The trend first began in China when green and black tea alike were seen largely as remedies for various ailments. Even the ancient Greeks viewed tea leaves as divine items.
Health problems commonly treated with tea over the years include bronchitis, asthma, and the common cold. It’s even been used to treat headaches, a trend that first began with the French.
Meanwhile in Russia, it was being used as an aid for digestive problems, as well as a solution for nervousness and even a cardiovascular health booster.
In Britain, tea has been a mainstay for many years. Outside of merely enjoying the taste, British citizens have been known to use strong cups of tea for a variety of reasons, including the improvement of emotional, mental, and physical well being.
A wide variety of herbal teas are commonly used throughout the home remedies of the area. It’s worth noting that certain herbal teas can have adverse effects given their ingredients however, so great care must be taken before partaking in one.
Tea has an inherent amount of potassium and folic acid. It is also quite high in tannins, substances that are very useful for fighting off viruses including dysentery, influenza, and even chronic viral hepatitis. They can stave off various forms of bacteria as well.
Catechin is a particularly powerful tannin that has been shown to reverse the growth of tumors. The substance is now at the forefront of a significant degree of cancer research all over the world.

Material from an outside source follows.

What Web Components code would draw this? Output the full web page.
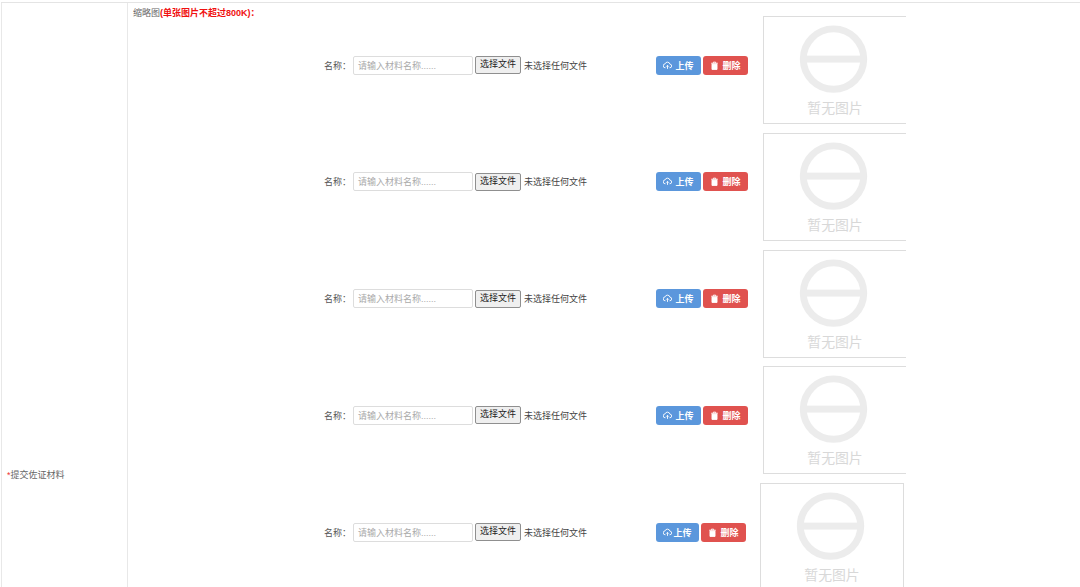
<!DOCTYPE html>
<html lang="zh">
<head>
<meta charset="utf-8">
<title>提交佐证材料</title>
<style>
    html, body { margin: 0; height: 587px; overflow: hidden; background: #fff; }
    body { font-family: "Liberation Sans", "Noto Sans CJK SC", sans-serif; font-size: 9px; color: #555; }
</style>
</head>
<body>
<evidence-form>
    <material-row></material-row>
    <material-row></material-row>
    <material-row></material-row>
    <material-row></material-row>
    <material-row last></material-row>
</evidence-form>

<script>
const formTemplate = document.createElement('template');
formTemplate.innerHTML = `
    <style>
        :host {
            display: grid;
            grid-template-columns: 127px 1fr;
            height: 585px;
            margin: 2px 0 0 1px;
            border-top: 1px solid #e4e4e4;
            overflow: hidden;
        }

        .label {
            display: flex;
            align-items: center;
            padding: 358px 0 0 5px;
            height: 227px;
            border-left: 1px solid #e8e8e8;
            border-right: 1px solid #e8e8e8;
            color: #666;
        }

        .label b { color: #e33; font-weight: normal; }

        .content { padding: 4px 0 0 5px; }

        h2 {
            margin: 0;
            height: 9px;
            line-height: 12px;
            font-size: 9px;
            font-weight: normal;
            color: #666;
        }

        h2 strong { color: #f01010; }
    </style>
    <div class="label"><span><b>*</b>提交佐证材料</span></div>
    <div class="content">
        <h2>缩略图<strong>(单张图片不超过800K)：</strong></h2>
        <slot></slot>
    </div>
`;

class EvidenceForm extends HTMLElement {
    constructor() {
        super();
        this.attachShadow({ mode: 'open' });
        this.shadowRoot.appendChild(formTemplate.content.cloneNode(true));
    }
}

const rowTemplate = document.createElement('template');
rowTemplate.innerHTML = `
    <style>
        :host {
            display: flex;
            height: 116.75px;
            align-items: flex-start;
            color: #555;
        }

        .controls {
            display: flex;
            align-items: center;
            height: 20px;
            margin: 39px 0 0 191px;
        }

        .name { width: 29px; color: #555; }

        .input {
            box-sizing: border-box;
            width: 120px;
            height: 19px;
            padding-left: 4px;
            border: 1px solid #ddd;
            border-radius: 2px;
            line-height: 18px;
            color: #aaa;
        }

        .file-btn {
            box-sizing: border-box;
            width: 46px;
            height: 18px;
            margin-left: 2px;
            border: 1px solid #8f8f8f;
            border-radius: 2px;
            background: #efefef;
            color: #222;
            line-height: 15px;
            text-align: center;
        }

        .file-name { width: 70px; margin-left: 3px; color: #444; }

        .buttons {
            display: flex;
            gap: 2px;
            margin: 0 0 0 62px;
        }

        .btn {
            display: flex;
            align-items: center;
            justify-content: center;
            gap: 3px;
            width: 45px;
            height: 19px;
            border-radius: 3px;
            color: #fff;
            font-weight: bold;
        }

        .btn svg { width: 9px; height: 9px; fill: none; stroke: currentColor; stroke-width: 1.6; }
        .upload { background: #5b97dc; }
        .delete { background: #e0524f; }

        .thumb {
            box-sizing: border-box;
            flex: none;
            width: 143px;
            height: 108px;
            margin-left: 15px;
            border-top: 1px solid #ddd;
            border-left: 1px solid #ddd;
            border-bottom: 1px solid #ddd;
        }

        .thumb svg { display: block; width: 100%; height: 100%; }
        .thumb text { font-size: 14px; fill: #d8d8d8; font-family: "Noto Sans CJK SC", sans-serif; }

        :host([last]) .buttons { margin-left: 62px; }
        :host([last]) .btn.upload { width: 43px; gap: 1px; }
        :host([last]) .btn.delete { width: 45px; }
        :host([last]) .thumb {
            width: 144px;
            height: 108px;
            margin-left: 14px;
            border: 1px solid #ddd;
        }
    </style>
    <div class="controls">
        <span class="name">名称：</span>
        <span class="input">请输入材料名称......</span>
        <span class="file-btn">选择文件</span>
        <span class="file-name">未选择任何文件</span>
        <div class="buttons">
            <div class="btn upload">
                <svg viewBox="0 0 16 16"><path d="M4.5 12H4a3.4 3.4 0 0 1-.4-6.8 4.5 4.5 0 0 1 8.7.4A3.2 3.2 0 0 1 12 12h-.5"/><path d="M8 14V8M5.7 10 8 7.7 10.300 10"/></svg>
                <span>上传</span>
            </div>
            <div class="btn delete">
                <svg viewBox="0 0 16 16"><path d="M2 4h12M6 4V2h4v2" /><path d="M3.500 5.500h9V15h-9z" fill="currentColor"/></svg>
                <span>删除</span>
            </div>
        </div>
    </div>
    <div class="thumb">
        <svg viewBox="0 0 142 107">
            <circle cx="69.500" cy="42.500" r="30.500" fill="none" stroke="#ececec" stroke-width="7"/>
            <rect x="36" y="39" width="67" height="7" fill="#ececec"/>
            <text x="71" y="97" text-anchor="middle">暂无图片</text>
        </svg>
    </div>
`;

class MaterialRow extends HTMLElement {
    constructor() {
        super();
        this.attachShadow({ mode: 'open' });
        this.shadowRoot.appendChild(rowTemplate.content.cloneNode(true));
    }
}

customElements.define('evidence-form', EvidenceForm);
customElements.define('material-row', MaterialRow);
</script>
</body>
</html>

While the typical diet of many British citizens is rich in fatty foods and cholesterol such as pudding, cream, and plenty of fried standbys, the frequent enjoyment of tea has been said to work as a perfect counterbalance that manages to keep people’s health in check.
Studies from the 1980s showed that even those with the most cholesterol ridden diets showed normal cholesterol levels if they were drinking tea on a regular basis. As such, you should feel quite justified in taking time out for your daily “cuppa” – it’s for your own good!

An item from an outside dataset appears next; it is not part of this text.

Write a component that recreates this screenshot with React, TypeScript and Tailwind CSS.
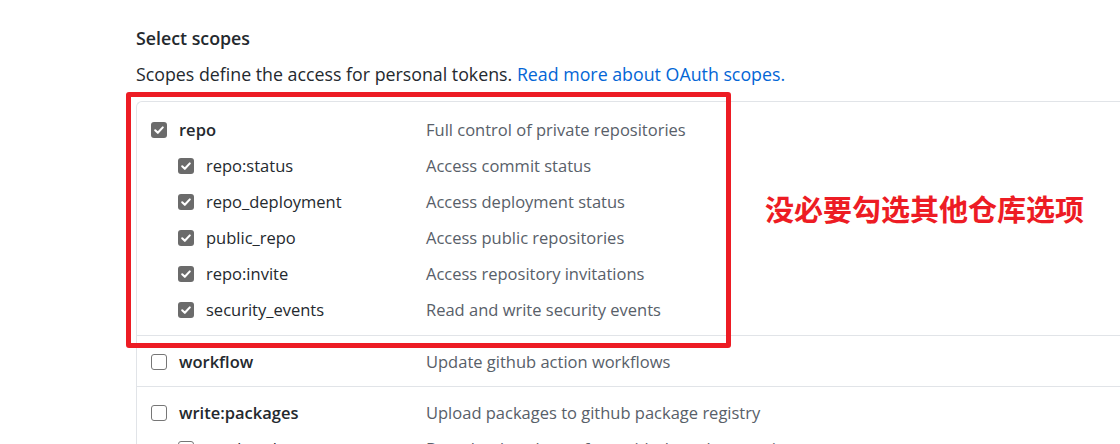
import React from "react";

const Check = ({ checked }: { checked: boolean }) =>
  checked ? (
    <span className="flex h-4 w-4 shrink-0 items-center justify-center rounded-[3px] bg-[#6b6b6b]">
      <svg width="12" height="12" viewBox="0 0 12 12" fill="none">
        <path d="M2.2 6.3 4.8 8.8 9.8 3.4" stroke="#fff" strokeWidth="2.1" strokeLinecap="round" strokeLinejoin="round" />
      </svg>
    </span>
  ) : (
    <span className="block h-4 w-4 shrink-0 rounded-[3px] border border-[#767676] bg-white" />
  );

type Row = { name: string; desc: string; sub?: boolean; checked: boolean; parent?: boolean };

const RowView = ({ r }: { r: Row }) => (
  <div className="flex h-[36px] items-center">
    <div className={`flex w-[289px] shrink-0 items-center gap-[12px] ${r.sub ? "pl-[41px]" : "pl-[14px]"}`}>
      <Check checked={r.checked} />
      <span className={`text-[16.5px] text-[#24292e] ${r.parent ? "font-semibold" : ""}`}>{r.name}</span>
    </div>
    <div className="text-[16.5px] text-[#586069]">{r.desc}</div>
  </div>
);

export default function App() {
  const group1: Row[] = [
    { name: "repo", desc: "Full control of private repositories", checked: true, parent: true },
    { name: "repo:status", desc: "Access commit status", checked: true, sub: true },
    { name: "repo_deployment", desc: "Access deployment status", checked: true, sub: true },
    { name: "public_repo", desc: "Access public repositories", checked: true, sub: true },
    { name: "repo:invite", desc: "Access repository invitations", checked: true, sub: true },
    { name: "security_events", desc: "Read and write security events", checked: true, sub: true },
  ];
  return (
    <div className="relative h-[444px] w-[1120px] overflow-hidden bg-white font-['Open_Sans',sans-serif] leading-6">
      <div className="pl-[136px] pt-[26px]">
        <h3 className="text-[17.8px] font-semibold text-[#24292e]">Select scopes</h3>
        <p className="mt-[12px] text-[17.8px] text-[#24292e]">
          Scopes define the access for personal tokens.{" "}
          <a className="text-[#0366d6]">Read more about OAuth scopes.</a>
        </p>
        <div className="mt-[15px] w-[1200px] rounded-tl-md border-l border-t border-[#e1e4e8]">
          <div className="border-b border-[#e1e4e8] pt-[10px] pb-[7px]">
            {group1.map((r) => (
              <RowView key={r.name} r={r} />
            ))}
          </div>
          <div className="border-b border-[#e1e4e8] pt-[8px] pb-[6px]">
            <RowView r={{ name: "workflow", desc: "Update github action workflows", checked: false, parent: true }} />
          </div>
          <div className="pt-[8px]">
            <RowView r={{ name: "write:packages", desc: "Upload packages to github package registry", checked: false, parent: true }} />
            <RowView r={{ name: "read:packages", desc: "Download packages from github package registry", checked: false, sub: true }} />
          </div>
        </div>
      </div>
      <div className="absolute left-[126px] top-[92px] h-[256px] w-[605px] rounded-[3px] border-[5px] border-[#ed1c24]" />
      <div className="absolute left-[765px] top-[193px] font-['Noto_Sans_CJK_SC',sans-serif] text-[29px] font-bold leading-[30px] text-[#ed1c24]">
        没必要勾选其他仓库选项
      </div>
    </div>
  );
}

The prospect of tea as a headache and blood pressure treatment has been backed up time and time again, especially in recent Russian and Japanese research on catechins. The same findings have shown that tea can even help deal with blood clots and also strengthen the blood vessels. Even atherosclerosis can be avoided with regular tea intake.

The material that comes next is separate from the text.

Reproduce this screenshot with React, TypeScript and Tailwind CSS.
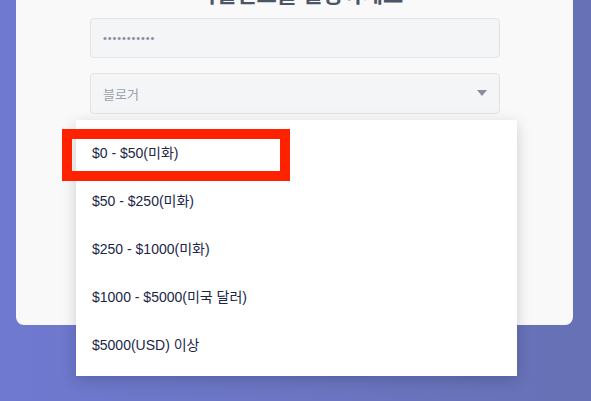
const OPTIONS = [
  '$0 - $50(미화)',
  '$50 - $250(미화)',
  '$250 - $1000(미화)',
  '$1000 - $5000(미국 달러)',
  '$5000(USD) 이상',
];

export default function App() {
  return (
    <div
      className="relative w-[591px] h-[401px] overflow-hidden bg-gradient-to-r from-[#6f79d0] to-[#6771b5]"
      style={{ fontFamily: '"Liberation Sans", "Noto Sans CJK KR", sans-serif' }}
    >
      {/* CARD */}
      <div className="ml-4 mr-[18px] h-[325px] rounded-b-lg bg-[#f9f9f9] overflow-hidden">
        <div className="h-[18px] overflow-hidden flex items-end justify-center">
          <h1 className="text-[22px] leading-[30px] mb-[11px] ml-[10px] font-bold text-[#4b5568] text-center" style={{ fontFamily: '"Noto Sans CJK KR", sans-serif' }}>
            비밀번호를 설정하세요
          </h1>
        </div>
        <div className="ml-[74px] w-[410px] flex flex-col gap-[15px]">
          <div className="h-10 rounded-sm border border-[#e3e3e6] bg-[#f4f5f7] flex items-center px-3 text-[#848da0] text-[11px] tracking-[0.9px]">
            •••••••••••
          </div>
          <div className="h-[41px] rounded-sm border border-[#e3e3e6] bg-[#f4f5f7] flex items-center justify-between px-3">
            <span className="text-[13px] text-[#9aa0ad]" style={{ fontFamily: '"Noto Sans CJK KR", sans-serif' }}>블로거</span>
            <svg width="10" height="6" viewBox="0 0 10 6" className="text-[#868d9e] mb-[2px]">
              <path d="M0 0h10L5 6z" fill="currentColor" />
            </svg>
          </div>
        </div>
      </div>

      {/* DROPDOWN */}
      <div className="absolute left-[76px] top-[120px] w-[441px] h-[256px] bg-white shadow-[0_4px_14px_rgba(0,0,0,0.18)] pt-[9px]">
        {OPTIONS.map((o) => (
          <div key={o} className="h-[48px] flex items-center pl-4 text-[14px] text-[#1b2647]">
            {o}
          </div>
        ))}
      </div>

      {/* HIGHLIGHT */}
      <div className="absolute left-[62px] top-[129px] w-[228px] h-[52px] border-[10px] border-[#ff2200]" />
    </div>
  );
}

Tea is also great to drink if you’ve become overheated or sick with the flu. It seems counter-intuitive, but your body’s natural means of dealing with heat is sweat.
A hot beverage can help you sweat out your toxins even more effectively while also replenishing the water you’re losing. You should drink plenty of water as well, but tea should be your next go-to in place of the likes of juices or colas.
You should also be aware of some of the adverse effects of tea however. For starters, the acidity may not agree with many people’s stomachs. (A little bit of added milk should help you still enjoy tea if that’s the case.)
You should also be aware of the high caffeine content. Tea generally has about 50 miligrams of caffeine per cup, and that can soar even higher as it continues to brew. Finally, tea also has a bad habit of staining the teeth.
Be sure to keep a strong whitening toothpaste handy if you’re drinking it regularly.